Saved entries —
========================================================================
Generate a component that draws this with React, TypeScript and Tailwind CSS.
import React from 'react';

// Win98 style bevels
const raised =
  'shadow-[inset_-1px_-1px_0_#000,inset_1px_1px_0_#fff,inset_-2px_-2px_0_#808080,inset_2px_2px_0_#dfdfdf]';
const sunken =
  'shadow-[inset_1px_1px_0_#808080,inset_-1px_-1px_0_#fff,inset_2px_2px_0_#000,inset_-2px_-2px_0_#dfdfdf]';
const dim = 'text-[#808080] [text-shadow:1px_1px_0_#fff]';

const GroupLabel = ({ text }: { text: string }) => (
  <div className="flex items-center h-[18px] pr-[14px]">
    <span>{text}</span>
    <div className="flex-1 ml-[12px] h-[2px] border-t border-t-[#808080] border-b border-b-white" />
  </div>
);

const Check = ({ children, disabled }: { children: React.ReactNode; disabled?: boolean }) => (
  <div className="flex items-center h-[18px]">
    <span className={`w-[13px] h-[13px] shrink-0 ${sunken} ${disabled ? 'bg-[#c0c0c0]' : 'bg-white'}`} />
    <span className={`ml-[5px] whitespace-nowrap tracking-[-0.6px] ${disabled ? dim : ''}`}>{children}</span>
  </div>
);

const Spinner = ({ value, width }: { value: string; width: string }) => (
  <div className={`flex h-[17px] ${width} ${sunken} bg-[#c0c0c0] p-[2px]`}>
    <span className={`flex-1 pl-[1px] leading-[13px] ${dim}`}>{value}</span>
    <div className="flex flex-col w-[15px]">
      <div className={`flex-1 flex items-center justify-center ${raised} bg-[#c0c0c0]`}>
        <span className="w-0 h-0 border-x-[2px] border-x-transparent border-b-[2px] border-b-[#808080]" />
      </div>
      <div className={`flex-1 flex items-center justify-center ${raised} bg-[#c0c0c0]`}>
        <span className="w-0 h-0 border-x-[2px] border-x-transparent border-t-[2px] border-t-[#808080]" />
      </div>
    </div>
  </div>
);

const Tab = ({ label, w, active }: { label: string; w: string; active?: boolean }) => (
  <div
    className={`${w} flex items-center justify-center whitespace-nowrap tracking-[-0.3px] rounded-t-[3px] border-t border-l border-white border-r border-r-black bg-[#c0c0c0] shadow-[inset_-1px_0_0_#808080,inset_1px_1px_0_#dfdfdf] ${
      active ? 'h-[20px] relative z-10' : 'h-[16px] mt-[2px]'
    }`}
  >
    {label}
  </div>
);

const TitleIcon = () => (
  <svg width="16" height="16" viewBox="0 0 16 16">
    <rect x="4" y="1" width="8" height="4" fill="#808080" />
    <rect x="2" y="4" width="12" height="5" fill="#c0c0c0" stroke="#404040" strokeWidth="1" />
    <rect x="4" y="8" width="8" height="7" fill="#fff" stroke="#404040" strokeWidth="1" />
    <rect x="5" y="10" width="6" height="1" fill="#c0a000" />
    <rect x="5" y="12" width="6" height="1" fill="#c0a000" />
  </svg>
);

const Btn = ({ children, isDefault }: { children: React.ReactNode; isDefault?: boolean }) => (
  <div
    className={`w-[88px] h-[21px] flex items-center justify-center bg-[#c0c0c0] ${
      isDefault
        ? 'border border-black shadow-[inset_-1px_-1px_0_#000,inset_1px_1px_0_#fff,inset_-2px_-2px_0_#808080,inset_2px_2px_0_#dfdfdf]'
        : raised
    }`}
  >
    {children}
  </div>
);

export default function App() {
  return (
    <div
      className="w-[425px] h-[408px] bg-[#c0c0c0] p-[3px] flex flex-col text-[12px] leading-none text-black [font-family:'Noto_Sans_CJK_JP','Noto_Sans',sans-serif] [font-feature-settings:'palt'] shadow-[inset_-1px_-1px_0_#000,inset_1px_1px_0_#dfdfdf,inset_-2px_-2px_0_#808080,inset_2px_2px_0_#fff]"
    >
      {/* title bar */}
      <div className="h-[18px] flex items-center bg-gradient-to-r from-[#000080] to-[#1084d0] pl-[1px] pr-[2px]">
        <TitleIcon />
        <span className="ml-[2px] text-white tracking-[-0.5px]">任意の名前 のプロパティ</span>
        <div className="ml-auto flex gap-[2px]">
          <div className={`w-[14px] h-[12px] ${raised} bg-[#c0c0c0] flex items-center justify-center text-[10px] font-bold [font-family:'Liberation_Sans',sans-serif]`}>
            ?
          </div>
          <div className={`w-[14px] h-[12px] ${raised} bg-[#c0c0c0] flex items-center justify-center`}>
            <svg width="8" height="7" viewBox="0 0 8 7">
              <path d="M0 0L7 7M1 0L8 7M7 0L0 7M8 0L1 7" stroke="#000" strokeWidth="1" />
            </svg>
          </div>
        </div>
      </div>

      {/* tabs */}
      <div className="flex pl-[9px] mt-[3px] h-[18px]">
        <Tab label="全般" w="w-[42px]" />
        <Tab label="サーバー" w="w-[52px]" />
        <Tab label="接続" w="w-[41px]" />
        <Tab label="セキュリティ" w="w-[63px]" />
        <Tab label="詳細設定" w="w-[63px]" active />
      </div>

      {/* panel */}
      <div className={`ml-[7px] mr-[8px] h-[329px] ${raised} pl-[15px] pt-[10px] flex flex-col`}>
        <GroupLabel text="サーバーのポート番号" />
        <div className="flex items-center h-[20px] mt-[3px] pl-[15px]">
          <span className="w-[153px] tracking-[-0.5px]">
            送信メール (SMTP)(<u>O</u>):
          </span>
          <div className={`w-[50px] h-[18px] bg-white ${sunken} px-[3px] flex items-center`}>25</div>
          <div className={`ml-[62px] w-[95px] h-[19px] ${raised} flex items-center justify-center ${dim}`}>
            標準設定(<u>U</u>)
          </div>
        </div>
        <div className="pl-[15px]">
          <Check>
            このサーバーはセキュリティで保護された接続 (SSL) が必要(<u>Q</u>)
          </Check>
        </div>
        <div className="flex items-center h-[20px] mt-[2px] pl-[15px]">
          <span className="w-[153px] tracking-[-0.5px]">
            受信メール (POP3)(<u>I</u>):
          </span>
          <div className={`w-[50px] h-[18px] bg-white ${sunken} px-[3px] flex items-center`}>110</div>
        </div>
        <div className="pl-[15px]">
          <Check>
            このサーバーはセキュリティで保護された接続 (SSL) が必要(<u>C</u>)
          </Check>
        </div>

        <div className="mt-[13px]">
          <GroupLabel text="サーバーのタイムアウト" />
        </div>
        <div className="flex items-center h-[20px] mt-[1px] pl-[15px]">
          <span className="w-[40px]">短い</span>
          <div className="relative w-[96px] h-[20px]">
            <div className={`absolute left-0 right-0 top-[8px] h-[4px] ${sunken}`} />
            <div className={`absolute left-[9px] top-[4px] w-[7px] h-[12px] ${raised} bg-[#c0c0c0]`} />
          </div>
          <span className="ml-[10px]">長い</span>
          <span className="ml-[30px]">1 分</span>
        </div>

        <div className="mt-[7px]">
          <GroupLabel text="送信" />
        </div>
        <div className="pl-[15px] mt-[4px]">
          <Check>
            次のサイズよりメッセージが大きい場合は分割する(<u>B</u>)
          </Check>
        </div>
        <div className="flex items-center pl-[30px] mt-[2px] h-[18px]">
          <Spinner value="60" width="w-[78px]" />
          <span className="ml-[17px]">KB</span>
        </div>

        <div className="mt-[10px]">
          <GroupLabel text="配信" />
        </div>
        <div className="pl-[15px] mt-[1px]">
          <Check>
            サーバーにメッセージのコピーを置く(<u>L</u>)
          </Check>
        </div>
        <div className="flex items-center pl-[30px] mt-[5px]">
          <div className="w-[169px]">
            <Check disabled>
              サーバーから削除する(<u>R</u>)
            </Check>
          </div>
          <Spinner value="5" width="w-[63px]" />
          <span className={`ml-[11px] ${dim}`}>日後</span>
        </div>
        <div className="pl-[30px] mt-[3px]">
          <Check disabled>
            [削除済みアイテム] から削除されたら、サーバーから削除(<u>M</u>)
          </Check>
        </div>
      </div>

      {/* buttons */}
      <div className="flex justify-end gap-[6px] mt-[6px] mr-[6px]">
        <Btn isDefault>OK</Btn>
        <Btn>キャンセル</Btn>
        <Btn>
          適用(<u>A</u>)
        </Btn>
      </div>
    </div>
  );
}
========================================================================
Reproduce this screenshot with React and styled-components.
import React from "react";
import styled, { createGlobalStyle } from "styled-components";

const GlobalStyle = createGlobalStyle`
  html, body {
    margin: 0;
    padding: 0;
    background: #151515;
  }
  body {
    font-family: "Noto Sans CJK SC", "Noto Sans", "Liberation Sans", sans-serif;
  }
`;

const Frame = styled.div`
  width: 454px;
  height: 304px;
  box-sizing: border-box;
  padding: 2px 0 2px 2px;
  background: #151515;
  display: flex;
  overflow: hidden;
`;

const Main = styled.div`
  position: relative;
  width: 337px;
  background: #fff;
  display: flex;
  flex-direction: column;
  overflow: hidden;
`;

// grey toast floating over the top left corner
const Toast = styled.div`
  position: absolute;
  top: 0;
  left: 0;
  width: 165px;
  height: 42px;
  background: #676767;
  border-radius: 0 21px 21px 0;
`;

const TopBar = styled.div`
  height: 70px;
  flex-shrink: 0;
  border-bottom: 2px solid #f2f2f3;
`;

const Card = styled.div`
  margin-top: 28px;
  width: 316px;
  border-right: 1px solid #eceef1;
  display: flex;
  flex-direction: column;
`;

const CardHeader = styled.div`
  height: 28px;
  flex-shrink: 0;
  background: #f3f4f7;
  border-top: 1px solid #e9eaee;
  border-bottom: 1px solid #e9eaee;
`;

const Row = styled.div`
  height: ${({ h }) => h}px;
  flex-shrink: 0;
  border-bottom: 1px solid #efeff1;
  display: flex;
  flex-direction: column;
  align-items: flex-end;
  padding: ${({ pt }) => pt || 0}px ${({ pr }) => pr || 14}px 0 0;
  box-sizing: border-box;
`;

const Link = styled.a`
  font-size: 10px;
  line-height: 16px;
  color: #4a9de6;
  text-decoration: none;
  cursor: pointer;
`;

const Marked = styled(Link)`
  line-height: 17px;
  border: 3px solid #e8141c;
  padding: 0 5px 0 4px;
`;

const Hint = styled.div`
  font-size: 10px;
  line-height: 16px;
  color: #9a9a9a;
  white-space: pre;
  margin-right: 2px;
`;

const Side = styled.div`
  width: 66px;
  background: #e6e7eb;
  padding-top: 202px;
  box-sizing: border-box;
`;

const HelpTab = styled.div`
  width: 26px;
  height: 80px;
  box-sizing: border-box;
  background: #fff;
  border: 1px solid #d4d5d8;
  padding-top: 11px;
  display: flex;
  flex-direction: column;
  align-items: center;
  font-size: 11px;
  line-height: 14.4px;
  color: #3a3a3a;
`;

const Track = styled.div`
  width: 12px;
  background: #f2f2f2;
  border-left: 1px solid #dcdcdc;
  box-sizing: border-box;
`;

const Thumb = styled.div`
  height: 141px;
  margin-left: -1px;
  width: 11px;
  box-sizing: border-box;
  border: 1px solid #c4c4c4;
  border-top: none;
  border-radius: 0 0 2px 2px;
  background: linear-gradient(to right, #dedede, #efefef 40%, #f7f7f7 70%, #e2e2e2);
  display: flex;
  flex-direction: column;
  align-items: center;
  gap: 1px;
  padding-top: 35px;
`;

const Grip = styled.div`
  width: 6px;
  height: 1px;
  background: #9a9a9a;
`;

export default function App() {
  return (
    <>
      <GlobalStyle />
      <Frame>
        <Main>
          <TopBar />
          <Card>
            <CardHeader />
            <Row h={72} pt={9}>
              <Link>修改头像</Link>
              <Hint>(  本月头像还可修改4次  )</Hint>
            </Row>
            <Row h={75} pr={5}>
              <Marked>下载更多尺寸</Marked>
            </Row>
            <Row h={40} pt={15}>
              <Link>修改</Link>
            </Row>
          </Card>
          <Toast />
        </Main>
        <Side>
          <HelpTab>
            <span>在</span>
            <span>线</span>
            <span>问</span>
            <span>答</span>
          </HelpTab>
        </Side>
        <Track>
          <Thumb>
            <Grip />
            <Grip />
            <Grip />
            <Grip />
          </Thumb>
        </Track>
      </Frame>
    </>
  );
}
========================================================================
Task goal — Each line that contains the string "React" counts once; report how many such lines the entries have, giving only the number.

Response to the task — 6